So in our phase one, we would have three, four different iterations. We bring them together, give them food, wine, a gift certificate to Starbucks or whatever. But they would come and they would volunteer their time, because they're passionate, you know, and you'd get these smart people and a lot of them are young, but there are some veteran teachers in the mix, too. And then, here's the funny thing, once we start iterating on the game, they're just dying to give us feedback on game mechanics. And we write it all down beautifully, but we ignore it. And I hope none of them listen to this because they have no clue about, and I don't either, about how these kids these days actually will use the app. And they'll say, Well, I need some instruction here or whatever.
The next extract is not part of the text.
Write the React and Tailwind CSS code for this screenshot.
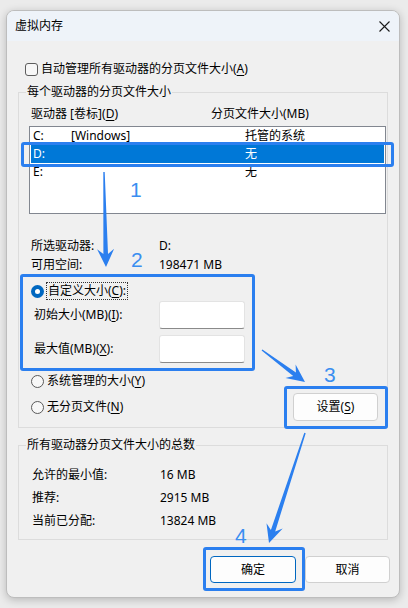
import React from 'react';

const font = "font-['Noto_Sans','Noto_Sans_CJK_SC',sans-serif]";

// build a tapered arrow (thin tail, barbed head) from start to tip
function arrowPath(sx, sy, tx, ty) {
  const dx = tx - sx;
  const dy = ty - sy;
  const len = Math.hypot(dx, dy);
  const ux = dx / len;
  const uy = dy / len;
  const nx = -uy;
  const ny = ux;
  const L = 18;
  const W = 8.5;
  const notch = 5;
  const s0 = 0.7;
  const s1 = 2.3;
  const bx = tx - ux * L;
  const by = ty - uy * L;
  const mx = tx - ux * (L - notch);
  const my = ty - uy * (L - notch);
  const p = [
    [sx + nx * s0, sy + ny * s0],
    [mx + nx * s1, my + ny * s1],
    [bx + nx * W, by + ny * W],
    [tx, ty],
    [bx - nx * W, by - ny * W],
    [mx - nx * s1, my - ny * s1],
    [sx - nx * s0, sy - ny * s0],
  ];
  return 'M' + p.map(([x, y]) => `${x.toFixed(1)} ${y.toFixed(1)}`).join(' L') + ' Z';
}

const Key = ({ children }) => <u className="underline underline-offset-2">{children}</u>;

const Radio = ({ checked }) =>
  checked ? (
    <span className="flex h-[13px] w-[13px] items-center justify-center rounded-full bg-[#0067c0]">
      <span className="h-[5px] w-[5px] rounded-full bg-white" />
    </span>
  ) : (
    <span className="h-[13px] w-[13px] rounded-full border border-[#5a5a5a] bg-[#f7f7f7]" />
  );

const drives = [
  { id: 'C:', label: '[Windows]', size: '托管的系统' },
  { id: 'D:', label: '', size: '无', selected: true },
  { id: 'E:', label: '', size: '无' },
];

const Mark = ({ className }) => (
  <div className={`absolute rounded-[3px] border-[3px] border-[#2b7fef] ${className}`} />
);

const Num = ({ children, className }) => (
  <span className={`absolute font-['Liberation_Sans',Arial,sans-serif] text-[21px] leading-[21px] text-[#3a8ef0] ${className}`}>
    {children}
  </span>
);

export default function App() {
  return (
    <div className={`relative h-[608px] w-[408px] overflow-hidden bg-[#ebebeb] pt-[10px] pl-[6px] ${font} text-[12px] text-black`}>
      <div className="flex h-[588px] w-[394px] flex-col overflow-hidden rounded-[8px] border border-[#bdbdbd] bg-[#f0f0f0] shadow-[0_2px_8px_rgba(0,0,0,0.22)]">
        {/* title bar */}
        <div className="flex h-[30px] shrink-0 items-center justify-between bg-[#eef3f9] pl-[8px] pr-[9px]">
          <span className="leading-[16px]">虚拟内存</span>
          <svg width="11" height="11" viewBox="0 0 11 11">
            <path d="M0.5 0.5 L10.5 10.5 M10.5 0.5 L0.5 10.5" stroke="#1a1a1a" strokeWidth="1.1" />
          </svg>
        </div>

        <div className="flex flex-col px-[11px]">
          <label className="mt-[19px] flex h-[18px] items-center gap-[3px] pl-[7px]">
            <span className="h-[13px] w-[13px] rounded-[3px] border border-[#5d5d5d] bg-[#f7f7f7]" />
            <span>自动管理所有驱动器的分页文件大小(<Key>A</Key>)</span>
          </label>

          {/* per-drive settings */}
          <fieldset className="mt-[6px] border border-[#dcdcdc] pl-[10px] pt-[6px] pb-[6px]">
            <legend className="-ml-[3px] px-[1px] leading-[16px]">每个驱动器的分页文件大小</legend>
            <div className="flex h-[16px] items-center pl-[2px] leading-[16px]">
              <span className="w-[180px]">驱动器 [卷标](<Key>D</Key>)</span>
              <span>分页文件大小(MB)</span>
            </div>
            <div className="mt-[4px] h-[88px] w-[357px] border border-[#828790] bg-white px-[1px]">
              {drives.map((d) => (
                <div
                  key={d.id}
                  className={`flex h-[18px] items-center pl-[2px] leading-[16px] ${d.selected ? 'bg-[#0078d7] text-white' : ''}`}
                >
                  <span className="w-[38px]">{d.id}</span>
                  <span className="w-[174px]">{d.label}</span>
                  <span>{d.size}</span>
                </div>
              ))}
            </div>

            <div className="mt-[22px] flex h-[19px] items-center pl-[2px]">
              <span className="w-[128px]">所选驱动器:</span>
              <span>D:</span>
            </div>
            <div className="flex h-[19px] items-center pl-[2px]">
              <span className="w-[128px]">可用空间:</span>
              <span>198471 MB</span>
            </div>

            <div className="mt-[8px] flex h-[18px] items-center gap-[2px] pl-[2px]">
              <Radio checked />
              <span className="border border-dotted border-[#333] px-[1px] leading-[16px]">
                自定义大小(<Key>C</Key>):
              </span>
            </div>
            <div className="mt-[1px] flex h-[28px] items-center pl-[5px]">
              <span className="w-[125px]">初始大小(MB)(<Key>I</Key>):</span>
              <span className="h-[28px] w-[86px] rounded-[3px] border border-[#e3e3e3] border-b-[#8a8a8a] bg-white" />
            </div>
            <div className="mt-[6px] flex h-[28px] items-center pl-[5px]">
              <span className="w-[125px]">最大值(MB)(<Key>X</Key>):</span>
              <span className="h-[28px] w-[86px] rounded-[3px] border border-[#e3e3e3] border-b-[#8a8a8a] bg-white" />
            </div>

            <div className="mt-[9px] flex h-[18px] items-center gap-[2px] pl-[2px]">
              <Radio />
              <span className="px-[1px]">系统管理的大小(<Key>Y</Key>)</span>
            </div>
            <div className="mt-[3px] flex h-[28px] items-center pl-[2px]">
              <Radio />
              <span className="ml-[2px] px-[1px]">无分页文件(<Key>N</Key>)</span>
              <button className="ml-auto mr-[9px] h-[28px] w-[85px] rounded-[4px] border border-[#d0d0d0] bg-[#fdfdfd]">
                设置(<Key>S</Key>)
              </button>
            </div>
          </fieldset>

          {/* totals */}
          <fieldset className="mt-[9px] border border-[#dcdcdc] pl-[10px] pt-[10px] pb-[7px]">
            <legend className="-ml-[3px] px-[1px] leading-[16px]">所有驱动器分页文件大小的总数</legend>
            {[
              ['允许的最小值:', '16 MB'],
              ['推荐:', '2915 MB'],
              ['当前已分配:', '13824 MB'],
            ].map(([k, v]) => (
              <div key={k} className="flex h-[23px] items-center pl-[3px]">
                <span className="w-[128px]">{k}</span>
                <span>{v}</span>
              </div>
            ))}
          </fieldset>

          <div className="-mr-[2px] mt-[16px] flex justify-end gap-[9px]">
            <button className="h-[27px] w-[86px] rounded-[4px] border border-[#0067c0] bg-[#fdfdfd]">确定</button>
            <button className="h-[27px] w-[85px] rounded-[4px] border border-[#d0d0d0] bg-[#fdfdfd]">取消</button>
          </div>
        </div>
      </div>

      {/* step markers */}
      <Mark className="left-[21px] top-[142px] h-[25px] w-[373px]" />
      <Mark className="left-[20px] top-[274px] h-[97px] w-[235px]" />
      <Mark className="left-[284px] top-[386px] h-[43px] w-[104px]" />
      <Mark className="left-[203px] top-[547px] h-[44px] w-[102px]" />

      <svg className="pointer-events-none absolute left-0 top-0" width="408" height="608">
        <path d={arrowPath(104, 172, 106, 267)} fill="#2b7fef" />
        <path d={arrowPath(262, 350, 305, 382)} fill="#2b7fef" />
        <path d={arrowPath(305, 433, 269, 543)} fill="#2b7fef" />
      </svg>

      <Num className="left-[130px] top-[179px]">1</Num>
      <Num className="left-[131px] top-[249px]">2</Num>
      <Num className="left-[324px] top-[364px]">3</Num>
      <Num className="left-[235px] top-[525px]">4</Num>
    </div>
  );
}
So then when we put it in front of kids, they literally never need any instruction at any time in our games. Maybe just like the very first, like, what's the game mechanic? And once they have that, they never ask for help. Whereas if I put it in front of someone who's my age or a teacher, they're like, Oh, well, you're going to need to provide this kind of user manual or whatever. And we write it all down. Oh, thank you. That's good feedback. But what we need from them is, what do you need help teaching? And is our content hitting the mark? And then we use those same teachers, we say, Hey, can we visit your class now? We'll bring pizza or donuts or whatever, and you find times within their schedule, so it's like, in the middle of the winter or it's after their final exam, but before the year is out, and you say, Hey, can we come in? And they're just dying to have something else to engage their kids and we come in, and we watch them play, we ask them question about it. They're pretty honest. They're not trying to please us. A kid will tell you, Well, no, that wasn't fun at all. Or they'll say, I wish you could do this. I wish you could do that. And that is money right there. And so then we try to incorporate their wish for how the gameplay would go into the subject matter, and we try to come up with something that's kind of fun and engaging.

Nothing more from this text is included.